As well as the gulag, Mr Solzhenitsyn's titanic willpower triumphed over other adversaries: cancer, censorship and Soviet bureaucratic intimidation. In 1970 he won the Nobel prize for literature, but declined to accept it in person for fear that he would not be allowed to return to the Soviet Union. But by 1974, the Soviet authorities had had enough: he was bundled onto a plane to West Germany, to spend two decades abroad. Those in the West who had championed his cause were disconcerted to find that he saw the capitalist system as little better than communism. He denounced materialism and moral emptiness, and lived in increasing seclusion in a remote corner of New England.
As communism collapsed, his books, once read only in flimsy, blurred carbon copies, could all be published legally inside the Soviet Union. But he detested the man who brought that about: Boris Yeltsin, the first freely-elected leader in Russia's history, spurning his offer of a state decoration. He could not, he said accept honours from a man who had brought misery on his people.
To the consternation of some of his supporters, he did accept an award from the ex-KGB officer who became Mr Yeltsin's successor, Vladimir Putin. He even seemed to downplay Mr Putin's role in the KGB, saying that every country needed an intelligence service. Yet, although he praised the self-respect and stability that Russia had regained under Mr Putin, he remained deeply critical of its politics and the corruption and greed that capitalism had exposed and fuelled.
That message, often delivered in sententious, near messianic tones, had little appeal. A television programme consisting largely of all but unwatchable monologues lingered painfully on the airwaves and then died, unlamented. Few read his books.

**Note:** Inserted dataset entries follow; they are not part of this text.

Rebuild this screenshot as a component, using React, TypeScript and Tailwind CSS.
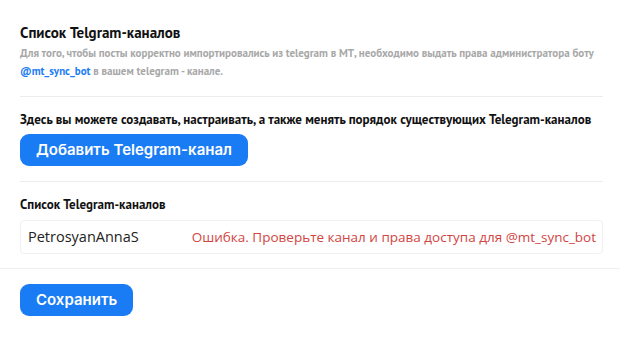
import { useState } from "react";

const BOT = "@mt_sync_bot";

const App = () => {
  const [channel] = useState("PetrosyanAnnaS");

  return (
    <div className="w-[620px] h-[356px] bg-white text-[#111] font-['PT_Sans','Roboto',sans-serif]">
      <div className="px-5 pt-[23px]">
        <h2 className="text-[15px] font-bold leading-[20px]">Список Telgram-каналов</h2>
        <p className="mt-[1px] text-[11px] font-bold leading-[18px] text-[#a8a8a8]">
          Для того, чтобы посты корректно импортировались из telegram в МТ, необходимо выдать права администратора боту{" "}
          <span className="text-[#1a7cf5]">{BOT}</span> в вашем telegram - канале.
        </p>
      </div>

      <div className="ml-5 mr-[17px] mt-[16px] border-t border-[#ececec]" />

      <div className="px-5 pt-[14px]">
        <p className="text-[13px] font-bold leading-[18px] whitespace-nowrap">
          Здесь вы можете создавать, настраивать, а также менять порядок существующих Telegram-каналов
        </p>
        <button className="mt-[5px] h-[32px] px-[16px] rounded-[9px] bg-[#1a7cf5] text-white text-[15px] font-semibold font-['Inter',sans-serif]">
          Добавить Telegram-канал
        </button>
      </div>

      <div className="ml-5 mr-[17px] mt-[15px] border-t border-[#ececec]" />

      <div className="px-5 pt-[14px]">
        <h3 className="text-[13px] font-bold leading-[18px]">Список Telegram-каналов</h3>
        <div className="mt-[6px] mr-[-3px] h-[34px] flex items-center justify-between rounded-[4px] border border-[#f0f0f0] pl-[7px] pr-[6px]">
          <span className="text-[14.5px] font-['Open_Sans',sans-serif] text-[#222]">{channel}</span>
          <span className="text-[13.5px] font-['Open_Sans',sans-serif] text-[#d2453f]">
            Ошибка. Проверьте канал и права доступа для {BOT}
          </span>
        </div>
      </div>

      <div className="mt-[14px] border-t border-[#efefef]" />

      <div className="px-5 pt-[15px]">
        <button className="h-[32px] px-[16px] rounded-[9px] bg-[#1a7cf5] text-white text-[15px] font-semibold font-['Inter',sans-serif]">
          Сохранить
        </button>
      </div>
    </div>
  );
};

export default App;
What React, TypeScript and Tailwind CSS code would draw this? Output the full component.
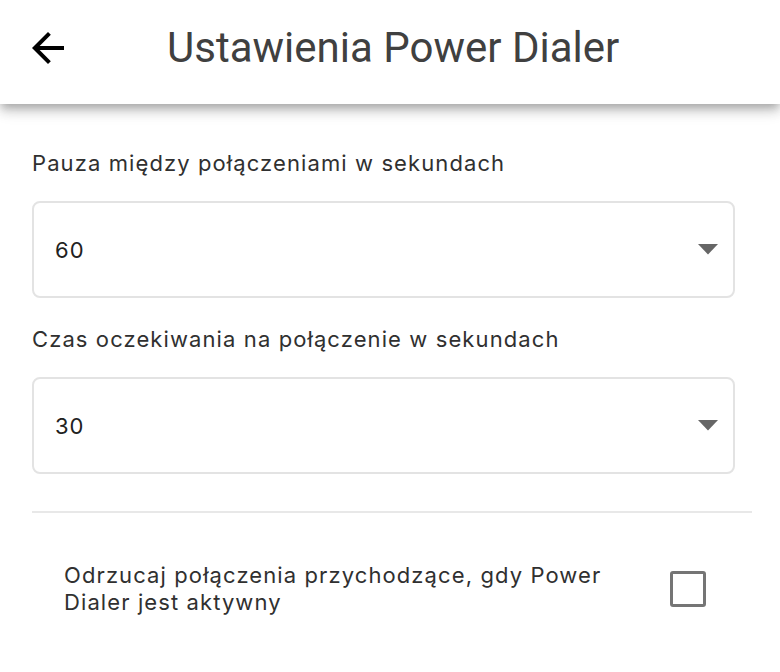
import React from "react";

function Select({ value }: { value: string }) {
  return (
    <div className="flex h-[97px] items-center justify-between rounded-[8px] border-2 border-[#e3e3e3] pl-[21px] pr-[14px]">
      <span className="text-[22px] leading-[26px] tracking-[1px] text-[#212121]">{value}</span>
      <svg width="20" height="11" viewBox="0 0 20 11" className="mr-[1px]">
        <path d="M0 0H20L10 10.5Z" fill="#666666" />
      </svg>
    </div>
  );
}

export default function App() {
  return (
    <div
      className="min-h-[672px] w-[780px] bg-white"
      style={{ fontFamily: "Inter, 'Noto Sans', sans-serif" }}
    >
      <header className="relative z-10 h-[104px] bg-white shadow-[0_4px_8px_-2px_rgba(0,0,0,0.2),0_8px_10px_0_rgba(0,0,0,0.14),0_2px_20px_0_rgba(0,0,0,0.12)]">
        <div className="flex h-[96px] items-center">
          <svg width="48" height="48" viewBox="0 0 24 24" className="ml-[24px] shrink-0">
            <path
              d="M20 11H7.83l5.59-5.59L12 4l-8 8 8 8 1.41-1.41L7.83 13H20v-2z"
              fill="#000000"
            />
          </svg>
          <h1
            className="ml-[95px] text-[42px] leading-[48px] font-normal text-[#404040]"
            style={{ fontFamily: "Roboto, sans-serif" }}
          >
            Ustawienia Power Dialer
          </h1>
        </div>
      </header>
      <main className="flex flex-col px-[32px] pt-[46px]">
        <div className="text-[22px] leading-[26px] tracking-[1.1px] text-[#303030]">
          Pauza między połączeniami w sekundach
        </div>
        <div className="mt-[25px] mr-[13px]">
          <Select value="60" />
        </div>
        <div className="mt-[28px] text-[22px] leading-[26px] tracking-[1.1px] text-[#303030]">
          Czas oczekiwania na połączenie w sekundach
        </div>
        <div className="mt-[25px] mr-[13px]">
          <Select value="30" />
        </div>
        <div className="mt-[37px] h-[2px] w-[720px] bg-[#e8e8e8]" />
        <div className="mt-[49px] flex items-center pl-[32px]">
          <div className="w-[560px] text-[22px] leading-[27px] tracking-[1.1px] text-[#303030]">
            Odrzucaj połączenia przychodzące, gdy Power Dialer jest aktywny
          </div>
          <div className="ml-[46px] h-[36px] w-[36px] rounded-[3px] border-[3px] border-[#757575]" />
        </div>
      </main>
    </div>
  );
}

But his death is a chance for Russia's rulers to say what they think about totalitarianism. Was the collapse of the Soviet Union the "geopolitical catastrophe" of the last century? Or is the real disaster the failure of an independent Russia to cast off the chains of authoritarianism and empire? If Russia's new president, Dmitry Medvedev, goes beyond simply offering condolences to the Solzhenitsyn family, his thoughts on that would be eagerly awaited.